Au niveau du réseau électrique, des modèles doivent permettre de valoriser le stockage face à la concurrence des autres moyens de gestion des pointes de consommation, l’effacement et les cycles combinés à gaz, en prenant notamment en compte les investissements évités (possibilité de réduire le dimensionnement du réseau) ou la valorisation de services supplémentaires (réglage de la fréquence).
Pour se développer et être économiquement viable, le stockage d’énergie peut compter, en partie sur la volatilité des prix de l’électricité : il s’agit de stocker l’électricité lorsqu’elle est la moins chère pour la redistribuer lors des pics de consommation. À ce premier segment de marché, d’autres sont également encouragés par des incitations réglementaires ou fiscales (subvention à l’équipement de véhicules électriques par exemple). Toutefois, les prix des énergies fossiles demeurent bas en l’absence d’un prix adapté du marché carbone, ce qui constitue un obstacle à un déploiement plus massif de solutions décarbonées.
La rentabilité économique doit également entrer en compte la maturité énergétique d’une solution de stockage. Parmi les différentes technologies disponibles, certaines ont atteint un stade plus abouti et plus mature. Celles-ci ne nécessitent donc plus aucun investissement en recherche et développement ou présentent des risques financiers limités. Par exemple, des technologies dont on a déjà parlé dans les parties précédentes de cet article : le stockage hydraulique avec des stations d’épurations, le stockage par air comprimé combiné à un système de stockage thermique, ou encore une bonne partie des stockages thermiques existants.
La majorité des décisions et investissements dans le domaine de l’énergie sont impulsés par les engagements de la France, tant au niveau européen qu’au niveau national. Petit rappel des principales orientations actuelles.
– La COP21
Le premier accord universel pour le climat, approuvé par 195 États et l’Union européenne (196 délégations) le 12 décembre 2015, reconnaît la notion de justice climatique, tient compte pour chaque sujet de la responsabilité différenciée des pays et de leurs capacités respectives à la lumière des circonstances nationales. Il confirme l’objectif central de contenir l’augmentation de la température moyenne de la planète en deçà de 2 °C (voire 1,5 °C d’ici la fin du siècle), prévoit que les 100 milliards de dollars par an visés pour 2020 devront être un plancher pour l’après 2020 et qu’un nouvel objectif chiffré devra être défini au plus tard d’ici 2025.

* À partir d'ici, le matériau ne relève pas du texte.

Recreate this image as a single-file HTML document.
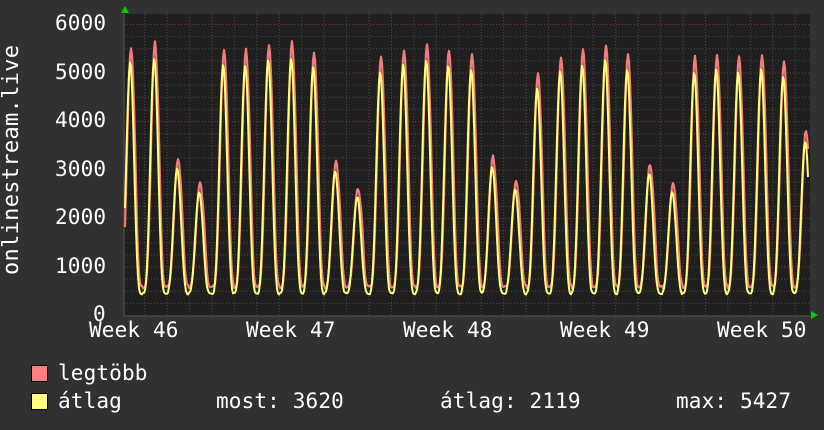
<!DOCTYPE html>
<html><head><meta charset="utf-8"><style>
html,body{margin:0;padding:0;background:#313131;}
body{width:824px;height:430px;overflow:hidden;position:relative;font-family:"DejaVu Sans Mono","Liberation Mono",monospace;color:#fff;}
.t{position:absolute;font-size:21px;line-height:21px;white-space:pre;letter-spacing:0.15px;}
.sq{position:absolute;width:15px;height:15px;border:1px solid #000;}
</style></head><body>
<svg id="g" width="824" height="430" style="position:absolute;left:0;top:0">
<rect x="124" y="14" width="686" height="302" fill="#1f1f1f"/>
<g id="grid"></g>
<polyline id="mx" fill="none" stroke="#f27c7c" stroke-width="2.2" stroke-linejoin="round"/>
<polyline id="av" fill="none" stroke="#ffff74" stroke-width="2" stroke-linejoin="round"/>
<polygon points="121,13 129,13 125,6" fill="#00cc00"/>
<polygon points="811,311 811,319 818,315" fill="#00cc00"/>
</svg>
<div class="t" style="left:55px;top:13px">6000</div>
<div class="t" style="left:55px;top:62px">5000</div>
<div class="t" style="left:55px;top:110px">4000</div>
<div class="t" style="left:55px;top:159px">3000</div>
<div class="t" style="left:55px;top:207px">2000</div>
<div class="t" style="left:55px;top:256px">1000</div>
<div class="t" style="left:93px;top:304px">0</div>
<div class="t" style="left:1px;top:275px;transform:rotate(-90deg);transform-origin:0 0;width:260px;font-size:22px;line-height:22px;letter-spacing:0.3px">onlinestream.live</div>
<div class="t" style="left:89px;top:320px">Week 46</div>
<div class="t" style="left:246px;top:320px">Week 47</div>
<div class="t" style="left:403px;top:320px">Week 48</div>
<div class="t" style="left:560px;top:320px">Week 49</div>
<div class="t" style="left:717px;top:320px">Week 50</div>
<div class="sq" style="left:31px;top:365px;background:#ff7f7f"></div>
<div class="sq" style="left:31px;top:393px;background:#ffff7f"></div>
<div class="t" style="left:58px;top:363px">legtöbb</div>
<div class="t" style="left:58px;top:391px">átlag</div>
<div class="t" style="left:216px;top:391px">most: 3620</div>
<div class="t" style="left:440px;top:391px">átlag: 2119</div>
<div class="t" style="left:676px;top:391px">max: 5427</div>
<script>
(function(){
var g=document.getElementById("grid"),s="";
function Y(v){return 315.5-v*0.0485;}
for(var v=250;v<=6250;v+=250){var y=Y(v);if(y<14)break;var maj=v%1000==0;
s+='<line x1="124" x2="810" y1="'+y+'" y2="'+y+'" stroke="'+(maj?'#7a3a3a':'#4a4a4a')+'" stroke-dasharray="1,2"/>';}
for(var k=-4;k<30;k++){var x=212+k*22.43;if(x<125||x>809)continue;var maj=(k%7==0);
s+='<line y1="14" y2="316" x1="'+x+'" x2="'+x+'" stroke="'+(maj?'#7a3a3a':'#4a4a4a')+'" stroke-dasharray="1,2"/>';}
s+='<line x1="124" x2="810" y1="316" y2="316" stroke="#555"/><line x1="124" x2="124" y1="14" y2="316" stroke="#555"/>';
g.innerHTML=s;
var pk=[131,155,178,200,224,246,269,292,314,336,358,381,404,427,449,472,493,516,538,561,583,606,628,650,673,695,717,739,762,784,806];
var hv=[5500,5600,3200,2700,5450,5450,5550,5600,5400,3150,2600,5300,5450,5550,5450,5350,3250,2750,4950,5300,5450,5550,5350,3100,2700,5300,5350,5300,5350,5200,3800];
function val(x,a){var best=0;for(var i=0;i<pk.length;i++){var d=(x-pk[i])/22.43;if(d<-0.6||d>0.6)continue;
var c=(1+Math.cos(2*Math.PI*Math.max(-0.5,Math.min(0.5,d))))/2;var f=Math.pow(c,1.7);
var h=hv[i]*(a?0.95:1);var lo=a?470:560;var v=lo+(h-lo)*f;
if(!a&&d>0.08&&d<0.3)v+=180*Math.sin((d-0.08)*14);
best=Math.max(best,v);}
if(best==0)best=a?470:560;return best;}
var p1=[],p2=[];
for(var x=125;x<=808;x+=1){var j=((x*7919)%13)/13;p1.push(x+","+Y(val(x,0)+j*60).toFixed(1));p2.push(x+","+Y(val(x+0.8,1)-j*40).toFixed(1));}
document.getElementById("mx").setAttribute("points",p1.join(" "));
document.getElementById("av").setAttribute("points",p2.join(" "));
})();
</script>
</body></html>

– Le Paquet énergie-climat 2030
En 2014, l’Union européenne a fixé trois grands objectifs pour 2030 : réduire les émissions de gaz à effet de serre d’au moins 40 % (par rapport aux niveaux de 1990) ; porter la part des énergies renouvelables à au moins 27 % ; améliorer l’efficacité énergétique d’au moins 27 %. Ce paquet constitue un prolongement du paquet énergie-climat 2020 (fixant les objectifs pour 2020).
– La loi française de transition énergétique pour la croissance verte
Parue au Journal Officiel le 18 août 2015, cette loi vise à permettre à la France de contribuer plus efficacement à la lutte contre le dérèglement climatique et à la préservation de l’environnement, fixant notamment la réduction : des émissions de gaz à effet de serre de 40 % entre 1990 et 2030 (puis 75 % d’ici 2050) ; de la consommation énergétique finale de 20 % en 2030 (50 % en 2050).
– Plan Climat 2017
Avec le Plan Climat, lancé en 2017 par le Ministère de la transition écologique et solidaire, la France accélère l’application opérationnelle de l’Accord de Paris et dépassera ses objectifs initiaux à travers six axes : – Rendre irréversible la mise en œuvre de l’Accord de Paris ; – Améliorer le quotidien de tous les Français ; – En finir avec les énergies fossiles et s’engager dans la neutralité carbone ; – La France n°1 de l’économie verte ; – Encourager le potentiel des écosystèmes et de l’agriculture ; – Intensifier la mobilisation international sur la diplomatie climatique.
Quelques chiffres
Estimation du marché de stockage dans le monde (selon l’ANCRE, 2017)
Pour 2010 :
– 3,5 milliards de dollars US$ (principalement dominés par les stations de pompage)
– 500 millions de dollars US$ concernant les batteries, super capacités et volant d’inertie.
Prévision 2020 :
– 16 à 35 milliards de dollars US$ pour de nouvelles capacités installées (de 7 à 14 GW par an)
En France :
L’industrie de l’énergie en France est, selon le ministère de l’Environnement :
– 2,0 % de la valeur ajoutée en 2015 ;
– 138 900 emplois (en équivalent temps plein), soit 0,5 % de l’emploi intérieur total (chiffres 2014).
Selon un rapport de l’ATEE (2013), les emplois directs et indirects liés au marché national du stockage d’énergies d’ici 2030 représentent de 14,5 à 27,4 milliers d’etp.an. En supposant que les potentiels de stockage soient exploités d’ici 2030, cela représente, en moyenne, de l’ordre de 850 à 1600 équivalents temps plein nationaux directs et indirects.